**What to work on**: Filter this material down to the lines that hold "components", copying each one.

**Material to process**:
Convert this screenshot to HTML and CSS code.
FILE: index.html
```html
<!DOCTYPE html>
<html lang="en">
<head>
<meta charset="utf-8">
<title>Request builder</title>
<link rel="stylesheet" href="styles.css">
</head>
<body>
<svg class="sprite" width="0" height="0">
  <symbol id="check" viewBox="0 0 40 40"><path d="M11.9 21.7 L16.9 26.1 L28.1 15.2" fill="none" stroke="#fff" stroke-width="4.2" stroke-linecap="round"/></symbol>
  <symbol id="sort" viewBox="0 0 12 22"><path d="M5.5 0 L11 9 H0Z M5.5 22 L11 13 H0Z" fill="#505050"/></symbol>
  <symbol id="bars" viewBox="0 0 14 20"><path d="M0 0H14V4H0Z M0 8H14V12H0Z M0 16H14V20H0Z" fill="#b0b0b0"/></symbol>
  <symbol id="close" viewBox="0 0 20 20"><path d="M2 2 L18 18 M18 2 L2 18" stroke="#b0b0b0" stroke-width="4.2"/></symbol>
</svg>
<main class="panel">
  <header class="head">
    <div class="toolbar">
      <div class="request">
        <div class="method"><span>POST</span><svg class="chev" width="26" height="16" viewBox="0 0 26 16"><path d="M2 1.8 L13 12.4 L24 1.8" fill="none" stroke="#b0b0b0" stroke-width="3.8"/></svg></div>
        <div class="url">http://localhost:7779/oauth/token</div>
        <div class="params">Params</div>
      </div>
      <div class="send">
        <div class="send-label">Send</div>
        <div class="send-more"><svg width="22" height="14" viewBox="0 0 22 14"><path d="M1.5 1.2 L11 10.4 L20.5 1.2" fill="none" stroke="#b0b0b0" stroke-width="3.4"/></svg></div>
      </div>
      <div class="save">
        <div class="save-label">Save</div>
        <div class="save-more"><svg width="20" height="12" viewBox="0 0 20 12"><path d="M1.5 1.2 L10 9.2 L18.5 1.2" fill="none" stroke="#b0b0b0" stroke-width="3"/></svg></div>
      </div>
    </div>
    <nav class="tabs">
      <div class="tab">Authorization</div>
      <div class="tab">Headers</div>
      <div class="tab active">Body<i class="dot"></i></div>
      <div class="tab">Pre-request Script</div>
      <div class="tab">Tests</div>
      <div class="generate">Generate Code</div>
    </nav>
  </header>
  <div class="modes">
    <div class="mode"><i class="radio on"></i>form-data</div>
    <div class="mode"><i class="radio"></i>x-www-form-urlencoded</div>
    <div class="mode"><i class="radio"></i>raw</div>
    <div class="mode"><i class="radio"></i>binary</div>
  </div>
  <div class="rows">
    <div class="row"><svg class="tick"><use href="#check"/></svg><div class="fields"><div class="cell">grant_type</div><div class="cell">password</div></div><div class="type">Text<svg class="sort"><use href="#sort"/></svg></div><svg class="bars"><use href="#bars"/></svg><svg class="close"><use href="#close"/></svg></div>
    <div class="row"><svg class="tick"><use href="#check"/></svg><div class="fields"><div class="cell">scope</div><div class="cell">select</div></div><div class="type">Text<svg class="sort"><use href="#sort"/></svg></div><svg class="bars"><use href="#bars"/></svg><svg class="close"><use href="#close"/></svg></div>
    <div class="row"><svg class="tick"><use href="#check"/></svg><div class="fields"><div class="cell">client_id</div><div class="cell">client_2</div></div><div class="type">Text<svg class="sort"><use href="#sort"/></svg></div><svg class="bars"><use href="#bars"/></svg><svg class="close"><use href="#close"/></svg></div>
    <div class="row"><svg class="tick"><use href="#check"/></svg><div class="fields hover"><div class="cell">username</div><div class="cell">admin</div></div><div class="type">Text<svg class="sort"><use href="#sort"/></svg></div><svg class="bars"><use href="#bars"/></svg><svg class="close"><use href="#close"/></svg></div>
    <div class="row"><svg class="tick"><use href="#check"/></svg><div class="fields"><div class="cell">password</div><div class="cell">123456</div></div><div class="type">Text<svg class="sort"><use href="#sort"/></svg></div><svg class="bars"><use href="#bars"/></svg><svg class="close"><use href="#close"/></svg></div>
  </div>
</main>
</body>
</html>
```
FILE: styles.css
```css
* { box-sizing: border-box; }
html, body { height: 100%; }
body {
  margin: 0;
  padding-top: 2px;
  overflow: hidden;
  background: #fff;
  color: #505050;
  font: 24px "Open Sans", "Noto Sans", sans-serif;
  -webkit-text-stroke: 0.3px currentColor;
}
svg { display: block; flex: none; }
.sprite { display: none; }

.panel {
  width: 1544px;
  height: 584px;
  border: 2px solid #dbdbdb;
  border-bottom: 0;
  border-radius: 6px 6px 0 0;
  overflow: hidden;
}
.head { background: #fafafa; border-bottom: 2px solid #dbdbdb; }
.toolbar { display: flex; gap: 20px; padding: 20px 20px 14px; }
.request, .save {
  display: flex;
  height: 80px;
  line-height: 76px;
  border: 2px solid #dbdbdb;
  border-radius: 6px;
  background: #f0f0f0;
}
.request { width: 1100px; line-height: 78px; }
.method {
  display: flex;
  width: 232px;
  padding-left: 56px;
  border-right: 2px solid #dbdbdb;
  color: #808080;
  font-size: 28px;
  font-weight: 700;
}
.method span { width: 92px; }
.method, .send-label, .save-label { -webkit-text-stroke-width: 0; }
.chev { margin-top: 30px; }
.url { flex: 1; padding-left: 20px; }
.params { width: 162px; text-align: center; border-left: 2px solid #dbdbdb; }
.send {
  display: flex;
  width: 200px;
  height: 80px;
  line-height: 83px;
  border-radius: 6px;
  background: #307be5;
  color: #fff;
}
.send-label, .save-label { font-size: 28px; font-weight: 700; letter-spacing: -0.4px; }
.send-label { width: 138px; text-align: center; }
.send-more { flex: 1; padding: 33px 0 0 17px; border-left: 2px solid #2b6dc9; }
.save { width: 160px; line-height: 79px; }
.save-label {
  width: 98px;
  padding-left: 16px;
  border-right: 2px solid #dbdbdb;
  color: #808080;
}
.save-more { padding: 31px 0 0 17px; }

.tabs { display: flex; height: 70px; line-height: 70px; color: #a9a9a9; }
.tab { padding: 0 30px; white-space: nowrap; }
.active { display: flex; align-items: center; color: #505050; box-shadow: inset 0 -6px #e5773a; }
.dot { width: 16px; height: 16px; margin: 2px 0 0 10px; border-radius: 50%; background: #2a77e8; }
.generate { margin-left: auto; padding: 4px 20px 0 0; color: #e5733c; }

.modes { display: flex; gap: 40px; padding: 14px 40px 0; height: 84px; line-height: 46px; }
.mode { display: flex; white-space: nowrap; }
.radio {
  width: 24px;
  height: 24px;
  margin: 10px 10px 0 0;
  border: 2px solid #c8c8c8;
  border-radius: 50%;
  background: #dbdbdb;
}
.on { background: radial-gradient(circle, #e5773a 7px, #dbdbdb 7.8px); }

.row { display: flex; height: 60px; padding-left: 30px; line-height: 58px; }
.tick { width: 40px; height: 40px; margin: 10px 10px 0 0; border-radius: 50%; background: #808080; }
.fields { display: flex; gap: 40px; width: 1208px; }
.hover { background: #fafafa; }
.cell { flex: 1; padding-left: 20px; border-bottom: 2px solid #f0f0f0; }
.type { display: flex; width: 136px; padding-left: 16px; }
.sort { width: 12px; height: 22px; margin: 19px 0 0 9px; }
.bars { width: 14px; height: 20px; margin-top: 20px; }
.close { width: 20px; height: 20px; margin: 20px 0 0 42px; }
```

...

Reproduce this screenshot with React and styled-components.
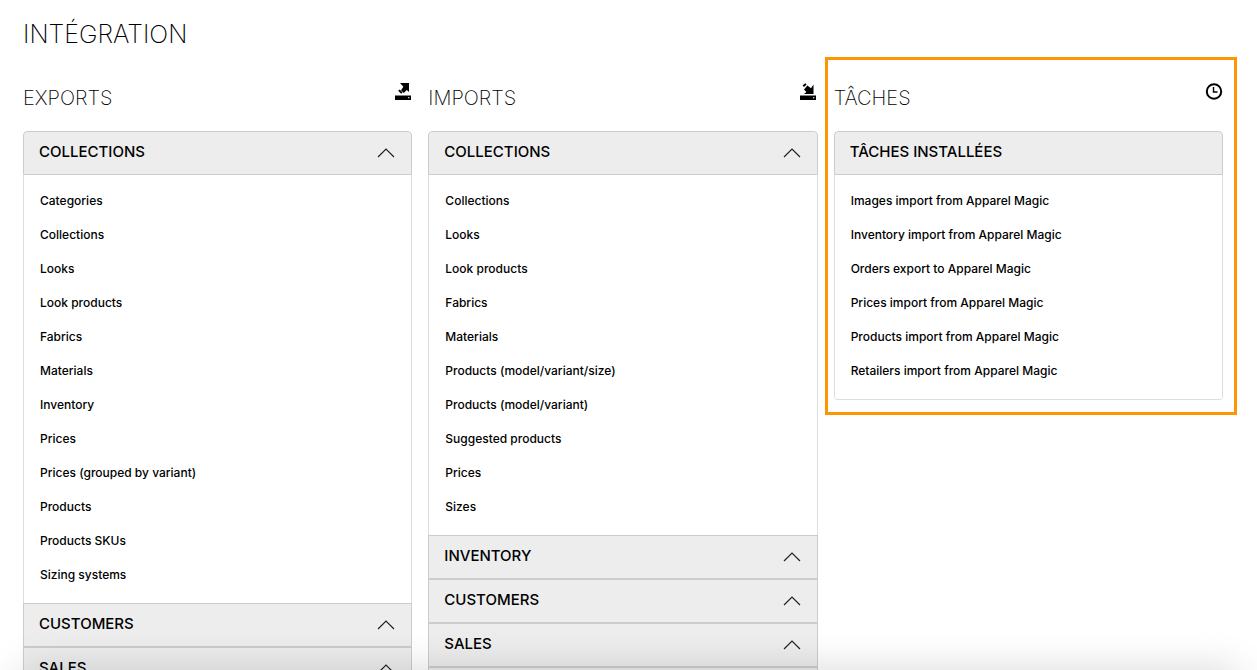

==

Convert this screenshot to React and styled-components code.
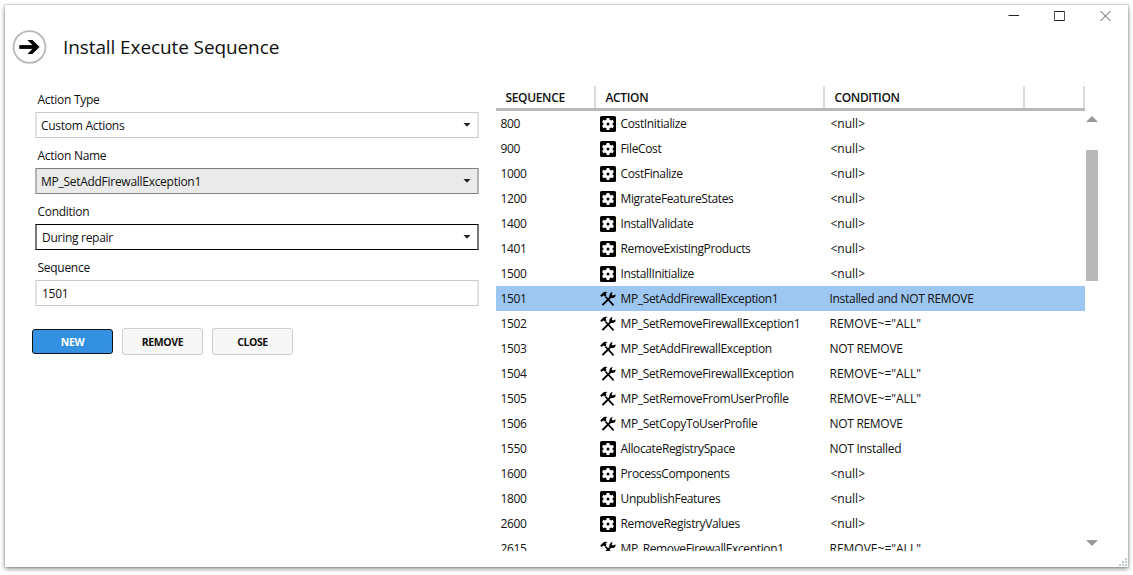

**Output below**:
Reproduce this screenshot with React and styled-components.
Convert this screenshot to React and styled-components code.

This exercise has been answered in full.